▸ DATA
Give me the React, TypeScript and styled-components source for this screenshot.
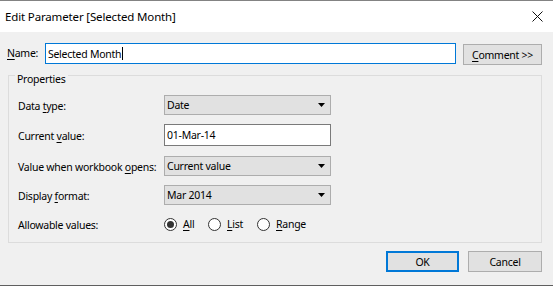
import React from "react";
import styled, { createGlobalStyle } from "styled-components";

const FONT = `"Noto Sans", "Segoe UI", "Liberation Sans", sans-serif`;

const Global = createGlobalStyle`
  html, body { margin: 0; padding: 0; background: #f0f0f0; }
  body { font-family: ${FONT}; font-size: 10.5px; color: #000; letter-spacing: -0.25px; }
  * { box-sizing: border-box; }
`;

const Window = styled.div`
  width: 553px;
  height: 286px;
  display: flex;
  flex-direction: column;
  border-top: 1px solid #838383;
  background: #f0f0f0;
  overflow: hidden;
`;

const TitleBar = styled.div`
  height: 31px;
  flex: 0 0 31px;
  background: #fff;
  display: flex;
  align-items: center;
  justify-content: space-between;
  padding: 0 10px 0 5px;
  font-size: 11.5px;
  letter-spacing: -0.15px;
  white-space: nowrap;
`;

const CloseIcon = () => (
  <svg width="11" height="11" viewBox="0 0 11 11" aria-hidden>
    <path d="M0.5 0.5 L10.5 10.5 M10.5 0.5 L0.5 10.5" stroke="#111" strokeWidth="1" fill="none" />
  </svg>
);

const Body = styled.div`
  flex: 1;
  display: flex;
  flex-direction: column;
  padding: 11px 11px 0 6px;
  border-bottom: 1px solid #5f5f5f;
  white-space: nowrap;
`;

const NameRow = styled.div`
  display: flex;
  align-items: flex-start;
  height: 21px;
`;

const NameLabel = styled.label`
  width: 39px;
  line-height: 21px;
  padding-left: 1px;
`;

const NameInput = styled.div`
  width: 412px;
  height: 21px;
  border: 1px solid #0078d7;
  background: #fff;
  display: flex;
  align-items: center;
  padding-left: 2px;
`;

const Caret = styled.span`
  display: inline-block;
  width: 1px;
  height: 13px;
  background: #000;
  margin-left: 1px;
`;

const Button = styled.div<{ $default?: boolean; $w: number }>`
  width: ${(p) => p.$w}px;
  height: 21px;
  background: #e1e1e1;
  border: ${(p) => (p.$default ? "2px solid #0078d7" : "1px solid #adadad")};
  display: flex;
  align-items: center;
  justify-content: center;
`;

const CommentButton = styled(Button)`
  margin: 1px 0 0 7px;
`;

const GroupBox = styled.div`
  margin: 11px 0 0 2px;
  width: 534px;
  border: 1px solid #dcdcdc;
  padding: 0 0 8px 9px;
`;

const Legend = styled.div`
  display: table;
  margin: -4px 0 0 -3px;
  padding: 0 2px 0 2px;
  background: #f0f0f0;
  line-height: 15px;
`;

const FormGrid = styled.div`
  display: grid;
  grid-template-columns: 146px 167px;
  grid-template-rows: 20px 23px 20px 20px 20px;
  row-gap: 9px;
  margin-top: 8px;
`;

const Label = styled.div`
  display: flex;
  align-items: center;
  height: 20px;
  padding-top: 1px;
`;

const LabelTall = styled(Label)`
  height: 22px;
`;

const Select = styled.div`
  height: 20px;
  background: #e1e1e1;
  border: 1px solid #adadad;
  display: flex;
  align-items: center;
  justify-content: space-between;
  padding: 0 5px 0 2px;
`;

const Arrow = () => (
  <svg width="7" height="4" viewBox="0 0 7 4" aria-hidden>
    <path d="M0 0 H7 L3.5 4 Z" fill="#000" />
  </svg>
);

const TextInput = styled.div`
  height: 22px;
  background: #fff;
  border: 1px solid #7a7a7a;
  display: flex;
  align-items: center;
  padding-left: 2px;
`;

const RadioGroup = styled.div`
  display: flex;
  align-items: center;
  height: 20px;
`;

const RadioItem = styled.div<{ $w: number }>`
  display: flex;
  align-items: center;
  width: ${(p) => p.$w}px;
  flex: none;
`;

const RadioCircle = styled.span<{ $checked?: boolean }>`
  width: 13px;
  height: 13px;
  border-radius: 50%;
  border: 1px solid #333;
  background: #fff;
  display: flex;
  align-items: center;
  justify-content: center;
  margin-right: 6px;
  flex: none;
  &::after {
    content: "";
    display: ${(p) => (p.$checked ? "block" : "none")};
    width: 7px;
    height: 7px;
    border-radius: 50%;
    background: #333;
  }
`;

const Footer = styled.div`
  display: flex;
  justify-content: flex-end;
  gap: 9px;
  margin-top: 8px;
`;

const U = styled.span`
  text-decoration: underline;
  text-underline-offset: 2px;
`;

export default function App() {
  return (
    <>
      <Global />
      <Window>
        <TitleBar>
          <span>Edit Parameter [Selected Month]</span>
          <CloseIcon />
        </TitleBar>
        <Body>
          <NameRow>
            <NameLabel>
              <U>N</U>ame:
            </NameLabel>
            <NameInput>
              Selected Month
              <Caret />
            </NameInput>
            <CommentButton $w={79}>
              <span>
                <U>C</U>omment &gt;&gt;
              </span>
            </CommentButton>
          </NameRow>
          <GroupBox>
            <Legend>Properties</Legend>
            <FormGrid>
              <Label>
                <span>
                  Data <U>t</U>ype:
                </span>
              </Label>
              <Select>
                <span>Date</span>
                <Arrow />
              </Select>
              <LabelTall>
                <span>
                  Current <U>v</U>alue:
                </span>
              </LabelTall>
              <TextInput>01-Mar-14</TextInput>
              <Label>
                <span>
                  Value when workbook <U>o</U>pens:
                </span>
              </Label>
              <Select>
                <span>Current value</span>
                <Arrow />
              </Select>
              <Label>
                <span>
                  Display <U>f</U>ormat:
                </span>
              </Label>
              <Select>
                <span>Mar 2014</span>
                <Arrow />
              </Select>
              <Label>Allowable values:</Label>
              <RadioGroup>
                <RadioItem $w={44}>
                  <RadioCircle $checked />
                  <U>A</U>ll
                </RadioItem>
                <RadioItem $w={49}>
                  <RadioCircle />
                  <U>L</U>ist
                </RadioItem>
                <RadioItem $w={60}>
                  <RadioCircle />
                  <U>R</U>ange
                </RadioItem>
              </RadioGroup>
            </FormGrid>
          </GroupBox>
          <Footer>
            <Button $default $w={73}>
              OK
            </Button>
            <Button $w={74}>Cancel</Button>
          </Footer>
        </Body>
      </Window>
    </>
  );
}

▸ YOUR OBJECTIVE
Repeat the data exactly in full, omitting its pictures.

▸ FINISHED EXERCISE
Give me the React, TypeScript and styled-components source for this screenshot.
import React from "react";
import styled, { createGlobalStyle } from "styled-components";

const FONT = `"Noto Sans", "Segoe UI", "Liberation Sans", sans-serif`;

const Global = createGlobalStyle`
  html, body { margin: 0; padding: 0; background: #f0f0f0; }
  body { font-family: ${FONT}; font-size: 10.5px; color: #000; letter-spacing: -0.25px; }
  * { box-sizing: border-box; }
`;

const Window = styled.div`
  width: 553px;
  height: 286px;
  display: flex;
  flex-direction: column;
  border-top: 1px solid #838383;
  background: #f0f0f0;
  overflow: hidden;
`;

const TitleBar = styled.div`
  height: 31px;
  flex: 0 0 31px;
  background: #fff;
  display: flex;
  align-items: center;
  justify-content: space-between;
  padding: 0 10px 0 5px;
  font-size: 11.5px;
  letter-spacing: -0.15px;
  white-space: nowrap;
`;

const CloseIcon = () => (
  <svg width="11" height="11" viewBox="0 0 11 11" aria-hidden>
    <path d="M0.5 0.5 L10.5 10.5 M10.5 0.5 L0.5 10.5" stroke="#111" strokeWidth="1" fill="none" />
  </svg>
);

const Body = styled.div`
  flex: 1;
  display: flex;
  flex-direction: column;
  padding: 11px 11px 0 6px;
  border-bottom: 1px solid #5f5f5f;
  white-space: nowrap;
`;

const NameRow = styled.div`
  display: flex;
  align-items: flex-start;
  height: 21px;
`;

const NameLabel = styled.label`
  width: 39px;
  line-height: 21px;
  padding-left: 1px;
`;

const NameInput = styled.div`
  width: 412px;
  height: 21px;
  border: 1px solid #0078d7;
  background: #fff;
  display: flex;
  align-items: center;
  padding-left: 2px;
`;

const Caret = styled.span`
  display: inline-block;
  width: 1px;
  height: 13px;
  background: #000;
  margin-left: 1px;
`;

const Button = styled.div<{ $default?: boolean; $w: number }>`
  width: ${(p) => p.$w}px;
  height: 21px;
  background: #e1e1e1;
  border: ${(p) => (p.$default ? "2px solid #0078d7" : "1px solid #adadad")};
  display: flex;
  align-items: center;
  justify-content: center;
`;

const CommentButton = styled(Button)`
  margin: 1px 0 0 7px;
`;

const GroupBox = styled.div`
  margin: 11px 0 0 2px;
  width: 534px;
  border: 1px solid #dcdcdc;
  padding: 0 0 8px 9px;
`;

const Legend = styled.div`
  display: table;
  margin: -4px 0 0 -3px;
  padding: 0 2px 0 2px;
  background: #f0f0f0;
  line-height: 15px;
`;

const FormGrid = styled.div`
  display: grid;
  grid-template-columns: 146px 167px;
  grid-template-rows: 20px 23px 20px 20px 20px;
  row-gap: 9px;
  margin-top: 8px;
`;

const Label = styled.div`
  display: flex;
  align-items: center;
  height: 20px;
  padding-top: 1px;
`;

const LabelTall = styled(Label)`
  height: 22px;
`;

const Select = styled.div`
  height: 20px;
  background: #e1e1e1;
  border: 1px solid #adadad;
  display: flex;
  align-items: center;
  justify-content: space-between;
  padding: 0 5px 0 2px;
`;

const Arrow = () => (
  <svg width="7" height="4" viewBox="0 0 7 4" aria-hidden>
    <path d="M0 0 H7 L3.5 4 Z" fill="#000" />
  </svg>
);

const TextInput = styled.div`
  height: 22px;
  background: #fff;
  border: 1px solid #7a7a7a;
  display: flex;
  align-items: center;
  padding-left: 2px;
`;

const RadioGroup = styled.div`
  display: flex;
  align-items: center;
  height: 20px;
`;

const RadioItem = styled.div<{ $w: number }>`
  display: flex;
  align-items: center;
  width: ${(p) => p.$w}px;
  flex: none;
`;

const RadioCircle = styled.span<{ $checked?: boolean }>`
  width: 13px;
  height: 13px;
  border-radius: 50%;
  border: 1px solid #333;
  background: #fff;
  display: flex;
  align-items: center;
  justify-content: center;
  margin-right: 6px;
  flex: none;
  &::after {
    content: "";
    display: ${(p) => (p.$checked ? "block" : "none")};
    width: 7px;
    height: 7px;
    border-radius: 50%;
    background: #333;
  }
`;

const Footer = styled.div`
  display: flex;
  justify-content: flex-end;
  gap: 9px;
  margin-top: 8px;
`;

const U = styled.span`
  text-decoration: underline;
  text-underline-offset: 2px;
`;

export default function App() {
  return (
    <>
      <Global />
      <Window>
        <TitleBar>
          <span>Edit Parameter [Selected Month]</span>
          <CloseIcon />
        </TitleBar>
        <Body>
          <NameRow>
            <NameLabel>
              <U>N</U>ame:
            </NameLabel>
            <NameInput>
              Selected Month
              <Caret />
            </NameInput>
            <CommentButton $w={79}>
              <span>
                <U>C</U>omment &gt;&gt;
              </span>
            </CommentButton>
          </NameRow>
          <GroupBox>
            <Legend>Properties</Legend>
            <FormGrid>
              <Label>
                <span>
                  Data <U>t</U>ype:
                </span>
              </Label>
              <Select>
                <span>Date</span>
                <Arrow />
              </Select>
              <LabelTall>
                <span>
                  Current <U>v</U>alue:
                </span>
              </LabelTall>
              <TextInput>01-Mar-14</TextInput>
              <Label>
                <span>
                  Value when workbook <U>o</U>pens:
                </span>
              </Label>
              <Select>
                <span>Current value</span>
                <Arrow />
              </Select>
              <Label>
                <span>
                  Display <U>f</U>ormat:
                </span>
              </Label>
              <Select>
                <span>Mar 2014</span>
                <Arrow />
              </Select>
              <Label>Allowable values:</Label>
              <RadioGroup>
                <RadioItem $w={44}>
                  <RadioCircle $checked />
                  <U>A</U>ll
                </RadioItem>
                <RadioItem $w={49}>
                  <RadioCircle />
                  <U>L</U>ist
                </RadioItem>
                <RadioItem $w={60}>
                  <RadioCircle />
                  <U>R</U>ange
                </RadioItem>
              </RadioGroup>
            </FormGrid>
          </GroupBox>
          <Footer>
            <Button $default $w={73}>
              OK
            </Button>
            <Button $w={74}>Cancel</Button>
          </Footer>
        </Body>
      </Window>
    </>
  );
}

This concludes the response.